True, but the discussion was gayatri: should the public distribution of our most sacred sampradaya gayatri mantra occur or not, not genital. I hesitated to write him back for 2 weeks. I thought, "I have plenty more to say, because I adamantly disagree with this EASY proliferation and CHEAP purchase of our most hidden treasure, which formerly (at least before THIS book came out), was only attainable after months and even years of intense pranipat, pariprasna and seva. If I remain quiet, he'll think his response has shut me up. If I reply to his 'way out of context' mention of corporal private parts, I can also be faulted as over-reacting, lusty, greedy, whatever. Then, what to do?

Next he mentioned that Srila Puri Gosai had called the book a "Gupta Ratna Prakash", a Revelation of the Hidden Wealth of Gaudiya Siddhanta." Gupta Ratna Prakash = hidden jewel manifest. To me this choice of words made it even clearer that Srila Puri Gosai's expression was all the more reason NOT to give the "family jewels" away so cheaply.

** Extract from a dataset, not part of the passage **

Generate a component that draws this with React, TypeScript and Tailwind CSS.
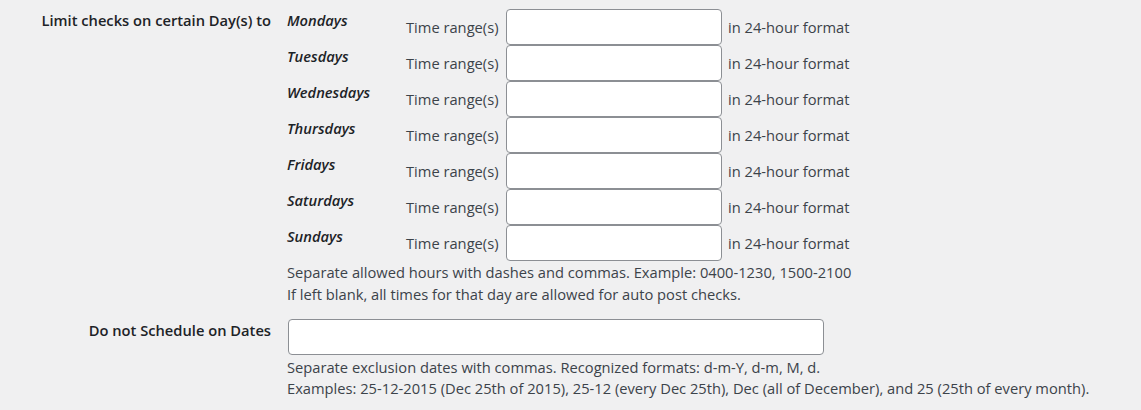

Aaah! Maybe THAT's why Sripad Narasimha Mhrj introduced the word "genital" in a "gayatri" debate. Okay, now I get it. Srila Prabhupad did say: "In nyaya or logic, the more points of similarity, the better the analogy." Let's see now: both words contain seven letters, both begin with 'g', both have 3 syllables, family jewels... 4 points.

Bravo! Get it? "Got it." Good. I'm slow but steady. I do eventually arrive at the scene of the crime.

Adbhuta. Amazing just amazing. But as Srila Prabhupad said, "They've made so many atom bombs; now they have to use or drop them." Similarly, once you invest in something, you have to convince yourself you did the right thing, no matter how wrong you are.

To be continued...

ps. I've known Sripad Narasimha Mhrj since the summer of 1972 in Pittsburgh. He's the only surviving sannyasi from that famous 7 sannyasi initiation ceremony in Mayapur 1976, in which I also had the honor of participating. The other 6 are doing other things. I'll always wish him well. Always. He is my friend for life, at least from my side, but sometimes we do disagree, as in this gayatri case.